» **DATA SHOWN**:
* Start *

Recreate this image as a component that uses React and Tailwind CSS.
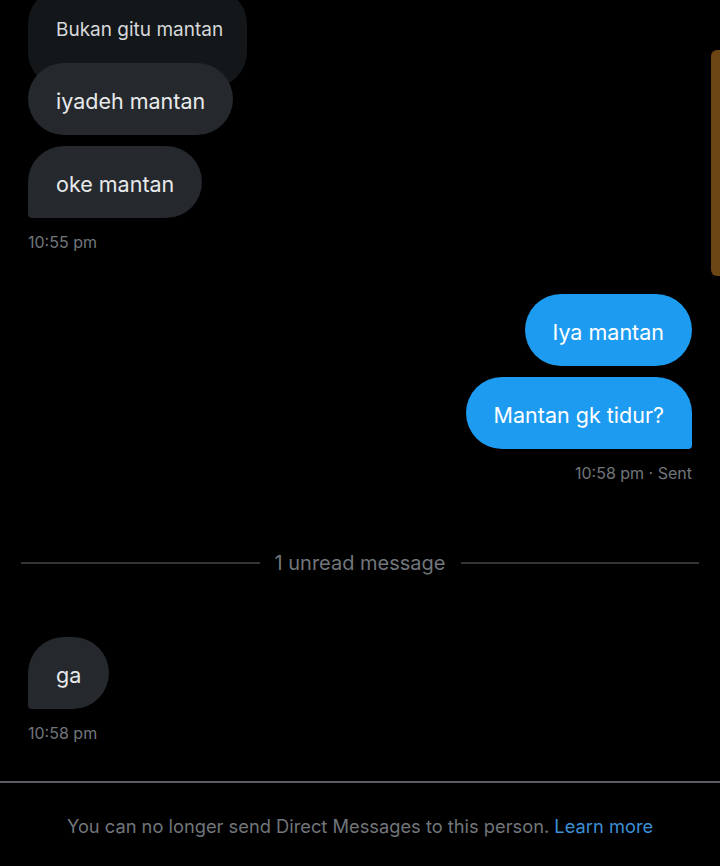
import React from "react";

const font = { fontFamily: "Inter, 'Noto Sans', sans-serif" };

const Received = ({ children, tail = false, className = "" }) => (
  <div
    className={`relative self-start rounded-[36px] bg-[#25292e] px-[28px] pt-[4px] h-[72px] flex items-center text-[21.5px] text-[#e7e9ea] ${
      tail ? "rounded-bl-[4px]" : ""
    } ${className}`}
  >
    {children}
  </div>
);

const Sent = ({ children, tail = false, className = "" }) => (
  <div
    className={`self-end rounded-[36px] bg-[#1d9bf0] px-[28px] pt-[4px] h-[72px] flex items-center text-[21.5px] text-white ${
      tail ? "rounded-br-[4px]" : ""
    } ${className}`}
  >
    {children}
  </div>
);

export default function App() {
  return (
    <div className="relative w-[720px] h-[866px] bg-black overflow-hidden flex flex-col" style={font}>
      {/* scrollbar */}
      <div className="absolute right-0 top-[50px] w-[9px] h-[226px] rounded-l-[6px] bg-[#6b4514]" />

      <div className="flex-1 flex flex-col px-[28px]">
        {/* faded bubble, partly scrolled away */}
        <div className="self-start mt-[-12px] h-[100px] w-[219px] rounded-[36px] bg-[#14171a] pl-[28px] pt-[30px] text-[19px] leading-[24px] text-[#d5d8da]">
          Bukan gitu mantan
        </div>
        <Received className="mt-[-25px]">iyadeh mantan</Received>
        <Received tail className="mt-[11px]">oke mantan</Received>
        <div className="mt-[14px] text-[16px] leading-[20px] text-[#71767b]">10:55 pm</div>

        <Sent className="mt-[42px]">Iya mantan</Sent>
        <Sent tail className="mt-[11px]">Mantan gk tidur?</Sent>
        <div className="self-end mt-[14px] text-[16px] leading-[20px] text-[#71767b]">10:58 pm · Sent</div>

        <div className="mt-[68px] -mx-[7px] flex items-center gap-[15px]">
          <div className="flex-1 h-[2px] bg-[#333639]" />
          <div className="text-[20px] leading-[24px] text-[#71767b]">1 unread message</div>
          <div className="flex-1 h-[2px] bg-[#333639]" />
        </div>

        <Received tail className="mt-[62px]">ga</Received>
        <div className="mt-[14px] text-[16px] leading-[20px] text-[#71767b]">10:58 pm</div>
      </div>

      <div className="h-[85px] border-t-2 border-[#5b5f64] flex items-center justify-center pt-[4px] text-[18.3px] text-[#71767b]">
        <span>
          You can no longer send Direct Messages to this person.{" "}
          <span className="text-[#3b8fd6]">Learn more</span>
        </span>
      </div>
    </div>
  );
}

* End *

Copy all lines above containing the string "this".

Recreate this image as a component that uses React and Tailwind CSS.
          You can no longer send Direct Messages to this person.{" "}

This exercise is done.